(RECORDED DATA):
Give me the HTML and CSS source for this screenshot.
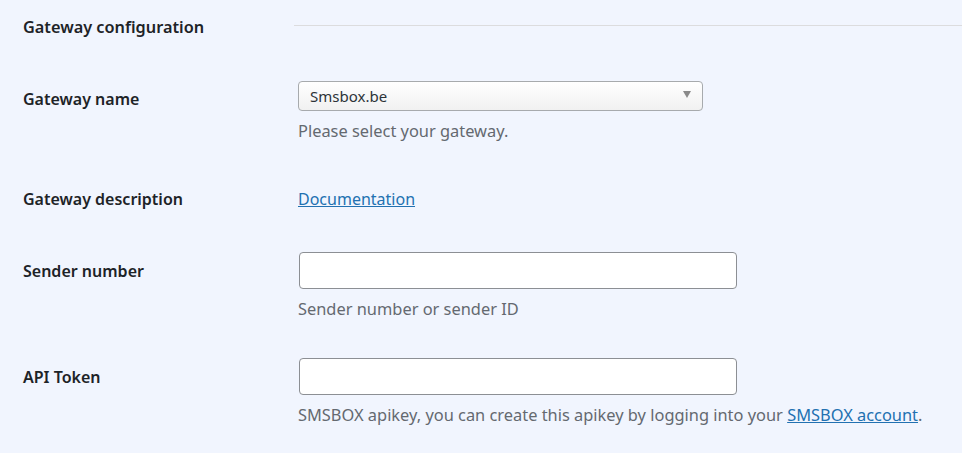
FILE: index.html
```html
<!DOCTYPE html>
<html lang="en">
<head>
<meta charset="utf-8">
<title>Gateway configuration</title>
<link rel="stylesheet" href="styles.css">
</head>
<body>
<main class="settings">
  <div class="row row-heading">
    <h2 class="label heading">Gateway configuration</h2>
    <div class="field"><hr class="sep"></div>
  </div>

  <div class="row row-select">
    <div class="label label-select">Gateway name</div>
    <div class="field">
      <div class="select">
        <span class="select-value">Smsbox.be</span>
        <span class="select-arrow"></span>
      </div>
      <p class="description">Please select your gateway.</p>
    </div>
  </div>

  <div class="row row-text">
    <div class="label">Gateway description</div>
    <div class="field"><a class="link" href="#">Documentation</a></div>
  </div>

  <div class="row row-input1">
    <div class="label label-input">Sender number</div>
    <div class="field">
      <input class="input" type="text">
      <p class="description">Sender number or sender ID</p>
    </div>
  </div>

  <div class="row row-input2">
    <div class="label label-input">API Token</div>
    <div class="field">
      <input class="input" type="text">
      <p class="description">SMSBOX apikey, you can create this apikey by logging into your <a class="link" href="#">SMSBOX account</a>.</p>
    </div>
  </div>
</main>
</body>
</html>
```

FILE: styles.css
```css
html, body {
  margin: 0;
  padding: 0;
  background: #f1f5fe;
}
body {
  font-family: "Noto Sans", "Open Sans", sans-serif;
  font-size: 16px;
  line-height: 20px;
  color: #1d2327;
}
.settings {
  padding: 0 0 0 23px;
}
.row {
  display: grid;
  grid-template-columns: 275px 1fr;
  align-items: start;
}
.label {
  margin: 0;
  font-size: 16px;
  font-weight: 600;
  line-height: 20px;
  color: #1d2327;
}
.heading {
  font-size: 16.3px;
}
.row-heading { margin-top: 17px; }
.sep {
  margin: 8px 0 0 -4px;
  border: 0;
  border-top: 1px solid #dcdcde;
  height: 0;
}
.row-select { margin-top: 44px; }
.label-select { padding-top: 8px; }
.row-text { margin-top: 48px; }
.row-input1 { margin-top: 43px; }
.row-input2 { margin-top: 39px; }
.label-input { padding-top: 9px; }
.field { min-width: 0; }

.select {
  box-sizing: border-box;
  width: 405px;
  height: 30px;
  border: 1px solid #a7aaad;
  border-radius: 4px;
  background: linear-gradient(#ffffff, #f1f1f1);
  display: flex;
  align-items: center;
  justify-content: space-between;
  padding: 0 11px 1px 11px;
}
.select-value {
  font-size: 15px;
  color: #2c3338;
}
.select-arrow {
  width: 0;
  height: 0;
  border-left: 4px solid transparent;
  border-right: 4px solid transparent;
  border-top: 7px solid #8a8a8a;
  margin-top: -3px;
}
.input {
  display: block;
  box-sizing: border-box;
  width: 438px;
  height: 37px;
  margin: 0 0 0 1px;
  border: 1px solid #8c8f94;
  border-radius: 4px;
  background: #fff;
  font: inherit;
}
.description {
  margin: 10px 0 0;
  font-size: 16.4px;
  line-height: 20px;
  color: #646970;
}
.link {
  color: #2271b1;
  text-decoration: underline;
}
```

(INSTRUCTION): Your task is to repeat the material above exactly, without its pictures.

(SOLUTION):
Give me the HTML and CSS source for this screenshot.
FILE: index.html
```html
<!DOCTYPE html>
<html lang="en">
<head>
<meta charset="utf-8">
<title>Gateway configuration</title>
<link rel="stylesheet" href="styles.css">
</head>
<body>
<main class="settings">
  <div class="row row-heading">
    <h2 class="label heading">Gateway configuration</h2>
    <div class="field"><hr class="sep"></div>
  </div>

  <div class="row row-select">
    <div class="label label-select">Gateway name</div>
    <div class="field">
      <div class="select">
        <span class="select-value">Smsbox.be</span>
        <span class="select-arrow"></span>
      </div>
      <p class="description">Please select your gateway.</p>
    </div>
  </div>

  <div class="row row-text">
    <div class="label">Gateway description</div>
    <div class="field"><a class="link" href="#">Documentation</a></div>
  </div>

  <div class="row row-input1">
    <div class="label label-input">Sender number</div>
    <div class="field">
      <input class="input" type="text">
      <p class="description">Sender number or sender ID</p>
    </div>
  </div>

  <div class="row row-input2">
    <div class="label label-input">API Token</div>
    <div class="field">
      <input class="input" type="text">
      <p class="description">SMSBOX apikey, you can create this apikey by logging into your <a class="link" href="#">SMSBOX account</a>.</p>
    </div>
  </div>
</main>
</body>
</html>
```

FILE: styles.css
```css
html, body {
  margin: 0;
  padding: 0;
  background: #f1f5fe;
}
body {
  font-family: "Noto Sans", "Open Sans", sans-serif;
  font-size: 16px;
  line-height: 20px;
  color: #1d2327;
}
.settings {
  padding: 0 0 0 23px;
}
.row {
  display: grid;
  grid-template-columns: 275px 1fr;
  align-items: start;
}
.label {
  margin: 0;
  font-size: 16px;
  font-weight: 600;
  line-height: 20px;
  color: #1d2327;
}
.heading {
  font-size: 16.3px;
}
.row-heading { margin-top: 17px; }
.sep {
  margin: 8px 0 0 -4px;
  border: 0;
  border-top: 1px solid #dcdcde;
  height: 0;
}
.row-select { margin-top: 44px; }
.label-select { padding-top: 8px; }
.row-text { margin-top: 48px; }
.row-input1 { margin-top: 43px; }
.row-input2 { margin-top: 39px; }
.label-input { padding-top: 9px; }
.field { min-width: 0; }

.select {
  box-sizing: border-box;
  width: 405px;
  height: 30px;
  border: 1px solid #a7aaad;
  border-radius: 4px;
  background: linear-gradient(#ffffff, #f1f1f1);
  display: flex;
  align-items: center;
  justify-content: space-between;
  padding: 0 11px 1px 11px;
}
.select-value {
  font-size: 15px;
  color: #2c3338;
}
.select-arrow {
  width: 0;
  height: 0;
  border-left: 4px solid transparent;
  border-right: 4px solid transparent;
  border-top: 7px solid #8a8a8a;
  margin-top: -3px;
}
.input {
  display: block;
  box-sizing: border-box;
  width: 438px;
  height: 37px;
  margin: 0 0 0 1px;
  border: 1px solid #8c8f94;
  border-radius: 4px;
  background: #fff;
  font: inherit;
}
.description {
  margin: 10px 0 0;
  font-size: 16.4px;
  line-height: 20px;
  color: #646970;
}
.link {
  color: #2271b1;
  text-decoration: underline;
}
```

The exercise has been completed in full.